**Task brief**. Transcribe all of the material exactly. Any picture in it should be left out.

**Given data**.
## Start
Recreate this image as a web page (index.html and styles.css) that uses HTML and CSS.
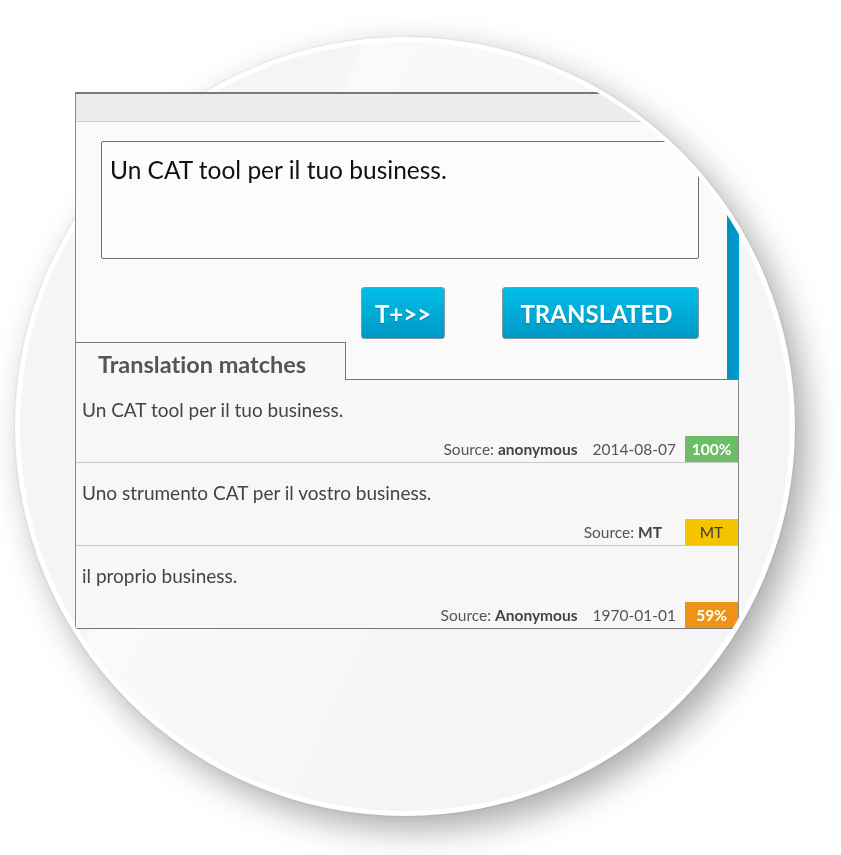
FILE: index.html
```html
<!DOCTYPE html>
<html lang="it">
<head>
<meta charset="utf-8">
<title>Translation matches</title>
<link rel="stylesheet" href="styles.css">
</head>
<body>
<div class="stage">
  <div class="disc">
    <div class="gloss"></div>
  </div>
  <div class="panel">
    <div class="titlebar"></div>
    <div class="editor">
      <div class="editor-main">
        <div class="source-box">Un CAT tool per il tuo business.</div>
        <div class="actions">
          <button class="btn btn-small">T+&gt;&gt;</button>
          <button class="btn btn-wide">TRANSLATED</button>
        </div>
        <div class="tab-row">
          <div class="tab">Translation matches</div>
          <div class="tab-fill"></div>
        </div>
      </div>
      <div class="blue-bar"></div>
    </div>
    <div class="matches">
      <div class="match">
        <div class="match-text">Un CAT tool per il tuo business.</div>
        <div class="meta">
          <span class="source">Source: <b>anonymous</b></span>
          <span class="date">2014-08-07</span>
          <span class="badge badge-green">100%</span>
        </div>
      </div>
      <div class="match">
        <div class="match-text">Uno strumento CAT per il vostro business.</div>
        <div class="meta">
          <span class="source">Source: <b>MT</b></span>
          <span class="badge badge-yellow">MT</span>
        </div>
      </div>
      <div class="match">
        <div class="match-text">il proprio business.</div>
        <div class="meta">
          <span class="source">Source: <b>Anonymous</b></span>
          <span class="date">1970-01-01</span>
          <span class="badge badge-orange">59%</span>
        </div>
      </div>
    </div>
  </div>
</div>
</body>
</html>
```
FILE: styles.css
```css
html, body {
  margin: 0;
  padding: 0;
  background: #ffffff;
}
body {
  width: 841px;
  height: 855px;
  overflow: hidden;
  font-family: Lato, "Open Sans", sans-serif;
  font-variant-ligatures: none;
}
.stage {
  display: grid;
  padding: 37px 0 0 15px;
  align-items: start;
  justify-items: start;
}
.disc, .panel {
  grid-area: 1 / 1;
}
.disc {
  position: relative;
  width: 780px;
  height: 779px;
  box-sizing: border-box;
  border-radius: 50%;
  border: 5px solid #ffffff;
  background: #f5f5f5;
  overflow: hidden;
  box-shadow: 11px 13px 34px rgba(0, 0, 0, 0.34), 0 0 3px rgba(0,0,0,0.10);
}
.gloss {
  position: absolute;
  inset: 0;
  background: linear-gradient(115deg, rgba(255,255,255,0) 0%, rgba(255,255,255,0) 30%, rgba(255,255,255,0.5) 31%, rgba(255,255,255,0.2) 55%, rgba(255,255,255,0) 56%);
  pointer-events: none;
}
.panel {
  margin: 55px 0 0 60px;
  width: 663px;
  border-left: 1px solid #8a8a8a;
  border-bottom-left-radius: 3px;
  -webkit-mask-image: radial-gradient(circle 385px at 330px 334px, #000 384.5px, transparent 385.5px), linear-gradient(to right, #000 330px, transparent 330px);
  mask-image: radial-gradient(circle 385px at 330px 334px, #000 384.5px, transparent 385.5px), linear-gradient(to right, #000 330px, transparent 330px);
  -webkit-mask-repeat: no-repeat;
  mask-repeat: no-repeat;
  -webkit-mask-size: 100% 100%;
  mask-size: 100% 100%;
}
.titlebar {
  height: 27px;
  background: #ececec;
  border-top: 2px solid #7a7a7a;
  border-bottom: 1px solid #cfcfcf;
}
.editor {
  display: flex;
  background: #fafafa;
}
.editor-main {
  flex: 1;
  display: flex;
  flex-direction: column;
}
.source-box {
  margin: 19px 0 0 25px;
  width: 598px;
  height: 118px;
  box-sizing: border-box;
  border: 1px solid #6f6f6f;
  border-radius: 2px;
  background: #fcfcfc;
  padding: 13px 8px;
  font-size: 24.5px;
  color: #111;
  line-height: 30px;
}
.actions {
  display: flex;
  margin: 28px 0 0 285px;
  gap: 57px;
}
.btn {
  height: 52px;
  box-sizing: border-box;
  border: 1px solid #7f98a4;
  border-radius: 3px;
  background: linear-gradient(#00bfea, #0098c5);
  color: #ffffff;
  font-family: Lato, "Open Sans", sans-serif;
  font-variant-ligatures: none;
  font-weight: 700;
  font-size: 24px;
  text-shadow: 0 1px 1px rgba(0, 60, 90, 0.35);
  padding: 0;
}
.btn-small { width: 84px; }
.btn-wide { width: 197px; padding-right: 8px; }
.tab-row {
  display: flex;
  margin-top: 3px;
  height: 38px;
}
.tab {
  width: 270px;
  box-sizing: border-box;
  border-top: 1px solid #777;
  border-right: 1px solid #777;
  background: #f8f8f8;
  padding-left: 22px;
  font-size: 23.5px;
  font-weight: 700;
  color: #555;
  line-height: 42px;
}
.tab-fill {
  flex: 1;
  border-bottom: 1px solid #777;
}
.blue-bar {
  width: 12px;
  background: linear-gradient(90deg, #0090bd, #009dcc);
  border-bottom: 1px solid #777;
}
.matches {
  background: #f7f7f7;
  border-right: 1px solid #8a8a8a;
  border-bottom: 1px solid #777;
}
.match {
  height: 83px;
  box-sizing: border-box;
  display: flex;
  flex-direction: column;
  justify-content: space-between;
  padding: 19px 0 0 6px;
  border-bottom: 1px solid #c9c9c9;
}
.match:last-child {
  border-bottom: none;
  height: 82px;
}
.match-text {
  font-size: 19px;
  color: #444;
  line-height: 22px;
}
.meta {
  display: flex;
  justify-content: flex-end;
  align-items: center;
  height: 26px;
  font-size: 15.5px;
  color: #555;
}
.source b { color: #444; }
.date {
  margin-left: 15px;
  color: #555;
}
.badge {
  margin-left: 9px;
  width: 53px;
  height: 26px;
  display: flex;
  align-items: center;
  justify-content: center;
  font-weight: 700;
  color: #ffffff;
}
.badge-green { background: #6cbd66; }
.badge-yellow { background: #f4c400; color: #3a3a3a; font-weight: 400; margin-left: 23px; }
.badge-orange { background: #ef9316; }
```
## End
**Exercise answer**.
Recreate this image as a web page (index.html and styles.css) that uses HTML and CSS.
FILE: index.html
```html
<!DOCTYPE html>
<html lang="it">
<head>
<meta charset="utf-8">
<title>Translation matches</title>
<link rel="stylesheet" href="styles.css">
</head>
<body>
<div class="stage">
  <div class="disc">
    <div class="gloss"></div>
  </div>
  <div class="panel">
    <div class="titlebar"></div>
    <div class="editor">
      <div class="editor-main">
        <div class="source-box">Un CAT tool per il tuo business.</div>
        <div class="actions">
          <button class="btn btn-small">T+&gt;&gt;</button>
          <button class="btn btn-wide">TRANSLATED</button>
        </div>
        <div class="tab-row">
          <div class="tab">Translation matches</div>
          <div class="tab-fill"></div>
        </div>
      </div>
      <div class="blue-bar"></div>
    </div>
    <div class="matches">
      <div class="match">
        <div class="match-text">Un CAT tool per il tuo business.</div>
        <div class="meta">
          <span class="source">Source: <b>anonymous</b></span>
          <span class="date">2014-08-07</span>
          <span class="badge badge-green">100%</span>
        </div>
      </div>
      <div class="match">
        <div class="match-text">Uno strumento CAT per il vostro business.</div>
        <div class="meta">
          <span class="source">Source: <b>MT</b></span>
          <span class="badge badge-yellow">MT</span>
        </div>
      </div>
      <div class="match">
        <div class="match-text">il proprio business.</div>
        <div class="meta">
          <span class="source">Source: <b>Anonymous</b></span>
          <span class="date">1970-01-01</span>
          <span class="badge badge-orange">59%</span>
        </div>
      </div>
    </div>
  </div>
</div>
</body>
</html>
```
FILE: styles.css
```css
html, body {
  margin: 0;
  padding: 0;
  background: #ffffff;
}
body {
  width: 841px;
  height: 855px;
  overflow: hidden;
  font-family: Lato, "Open Sans", sans-serif;
  font-variant-ligatures: none;
}
.stage {
  display: grid;
  padding: 37px 0 0 15px;
  align-items: start;
  justify-items: start;
}
.disc, .panel {
  grid-area: 1 / 1;
}
.disc {
  position: relative;
  width: 780px;
  height: 779px;
  box-sizing: border-box;
  border-radius: 50%;
  border: 5px solid #ffffff;
  background: #f5f5f5;
  overflow: hidden;
  box-shadow: 11px 13px 34px rgba(0, 0, 0, 0.34), 0 0 3px rgba(0,0,0,0.10);
}
.gloss {
  position: absolute;
  inset: 0;
  background: linear-gradient(115deg, rgba(255,255,255,0) 0%, rgba(255,255,255,0) 30%, rgba(255,255,255,0.5) 31%, rgba(255,255,255,0.2) 55%, rgba(255,255,255,0) 56%);
  pointer-events: none;
}
.panel {
  margin: 55px 0 0 60px;
  width: 663px;
  border-left: 1px solid #8a8a8a;
  border-bottom-left-radius: 3px;
  -webkit-mask-image: radial-gradient(circle 385px at 330px 334px, #000 384.5px, transparent 385.5px), linear-gradient(to right, #000 330px, transparent 330px);
  mask-image: radial-gradient(circle 385px at 330px 334px, #000 384.5px, transparent 385.5px), linear-gradient(to right, #000 330px, transparent 330px);
  -webkit-mask-repeat: no-repeat;
  mask-repeat: no-repeat;
  -webkit-mask-size: 100% 100%;
  mask-size: 100% 100%;
}
.titlebar {
  height: 27px;
  background: #ececec;
  border-top: 2px solid #7a7a7a;
  border-bottom: 1px solid #cfcfcf;
}
.editor {
  display: flex;
  background: #fafafa;
}
.editor-main {
  flex: 1;
  display: flex;
  flex-direction: column;
}
.source-box {
  margin: 19px 0 0 25px;
  width: 598px;
  height: 118px;
  box-sizing: border-box;
  border: 1px solid #6f6f6f;
  border-radius: 2px;
  background: #fcfcfc;
  padding: 13px 8px;
  font-size: 24.5px;
  color: #111;
  line-height: 30px;
}
.actions {
  display: flex;
  margin: 28px 0 0 285px;
  gap: 57px;
}
.btn {
  height: 52px;
  box-sizing: border-box;
  border: 1px solid #7f98a4;
  border-radius: 3px;
  background: linear-gradient(#00bfea, #0098c5);
  color: #ffffff;
  font-family: Lato, "Open Sans", sans-serif;
  font-variant-ligatures: none;
  font-weight: 700;
  font-size: 24px;
  text-shadow: 0 1px 1px rgba(0, 60, 90, 0.35);
  padding: 0;
}
.btn-small { width: 84px; }
.btn-wide { width: 197px; padding-right: 8px; }
.tab-row {
  display: flex;
  margin-top: 3px;
  height: 38px;
}
.tab {
  width: 270px;
  box-sizing: border-box;
  border-top: 1px solid #777;
  border-right: 1px solid #777;
  background: #f8f8f8;
  padding-left: 22px;
  font-size: 23.5px;
  font-weight: 700;
  color: #555;
  line-height: 42px;
}
.tab-fill {
  flex: 1;
  border-bottom: 1px solid #777;
}
.blue-bar {
  width: 12px;
  background: linear-gradient(90deg, #0090bd, #009dcc);
  border-bottom: 1px solid #777;
}
.matches {
  background: #f7f7f7;
  border-right: 1px solid #8a8a8a;
  border-bottom: 1px solid #777;
}
.match {
  height: 83px;
  box-sizing: border-box;
  display: flex;
  flex-direction: column;
  justify-content: space-between;
  padding: 19px 0 0 6px;
  border-bottom: 1px solid #c9c9c9;
}
.match:last-child {
  border-bottom: none;
  height: 82px;
}
.match-text {
  font-size: 19px;
  color: #444;
  line-height: 22px;
}
.meta {
  display: flex;
  justify-content: flex-end;
  align-items: center;
  height: 26px;
  font-size: 15.5px;
  color: #555;
}
.source b { color: #444; }
.date {
  margin-left: 15px;
  color: #555;
}
.badge {
  margin-left: 9px;
  width: 53px;
  height: 26px;
  display: flex;
  align-items: center;
  justify-content: center;
  font-weight: 700;
  color: #ffffff;
}
.badge-green { background: #6cbd66; }
.badge-yellow { background: #f4c400; color: #3a3a3a; font-weight: 400; margin-left: 23px; }
.badge-orange { background: #ef9316; }
```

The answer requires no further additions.